De la délicate manière de communier

hoste et calice

« Prenez et mangez »
« Prenez et buvez »

Communier est un acte immense. Nous recevons en nous le Christ dans son Corps et son Sang, dans son Humanité et sa Divinité. C’est Dieu qui vient nous visiter. Nous le recevons comme un enfant dans nos bras, dans nos bouches, dans nos âmes. Il est là, livré, abandonné… Il n’attend que notre amour, il guette notre regard. Et si nous répondons à son amour, il nous remplit de ses dons, de son Esprit, de sa force et de sa joie. C’est un déferlement d’amour qui nous envahit, une déflagration de le plus grosse bombe de l’histoire, celle de l’Amour fait chair.

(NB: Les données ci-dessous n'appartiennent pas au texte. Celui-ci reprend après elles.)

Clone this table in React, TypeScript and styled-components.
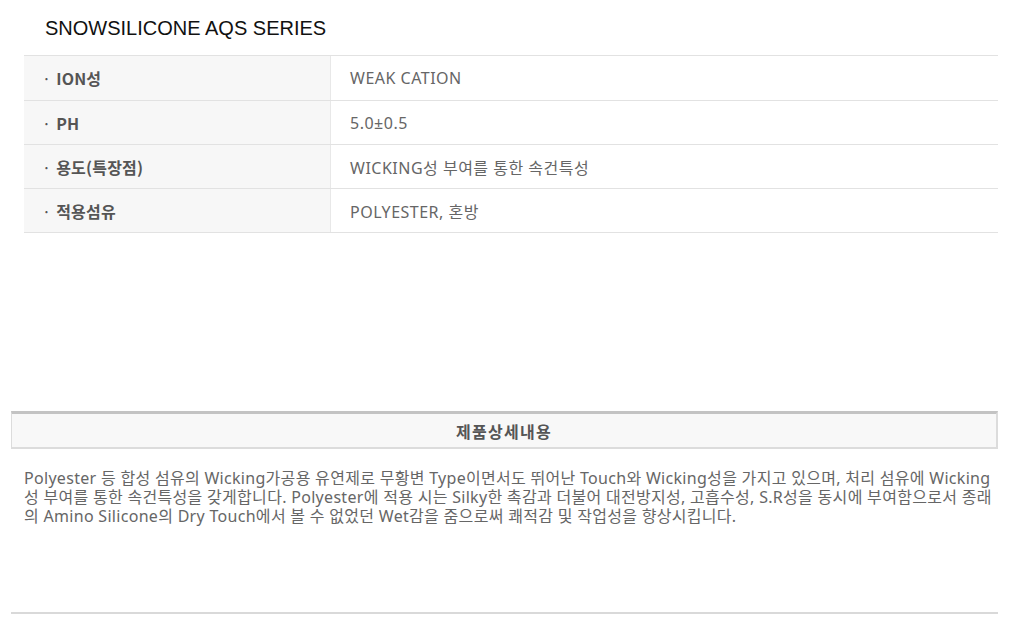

Qu’il est beau d’observer ses frères et sœurs communier, s’approcher de la table eucharistique, goûter le pain de vie. Qu’il est beau de voir toutes ces âmes voulant vivre d’amour, voulant vivre de Dieu. C’est édifiant, on y découvre des trésors insoupçonnés.

Et pourtant, il nous est tous arrivé un jour ou l’autre d’être surpris par telle ou telle manière de communier. Il nous est tous arrivé de nous dire : celui-là, il manque d’amour ; celui-là, il manque de foi ; celui-là, il n’a pas un bon esprit, une bonne spiritualité ; celui-là, il ne communie pas comme moi ; celui-là, il manque de révérence envers Dieu ; celui-là, il n’a pas tout compris. Et nous nous sommes mis à juger, à observer de l’extérieur, à critiquer, à vouloir nous différencier. Et la communion, au lieu d’être le moment de l’amour et de l’unité, est devenu le moment de la division et de la séparation. Le Corps s’est trouvé être déchiré par nos paroles intérieures et extérieures. Et nous avons perdu de vue le Christ. Nous avions posé en cet instant le geste de la communion pour nous unir à Lui, et finalement nous n’avons pensé qu’à ces autres qui sont autour de nous pour commenter leurs actes et nous comparer à eux.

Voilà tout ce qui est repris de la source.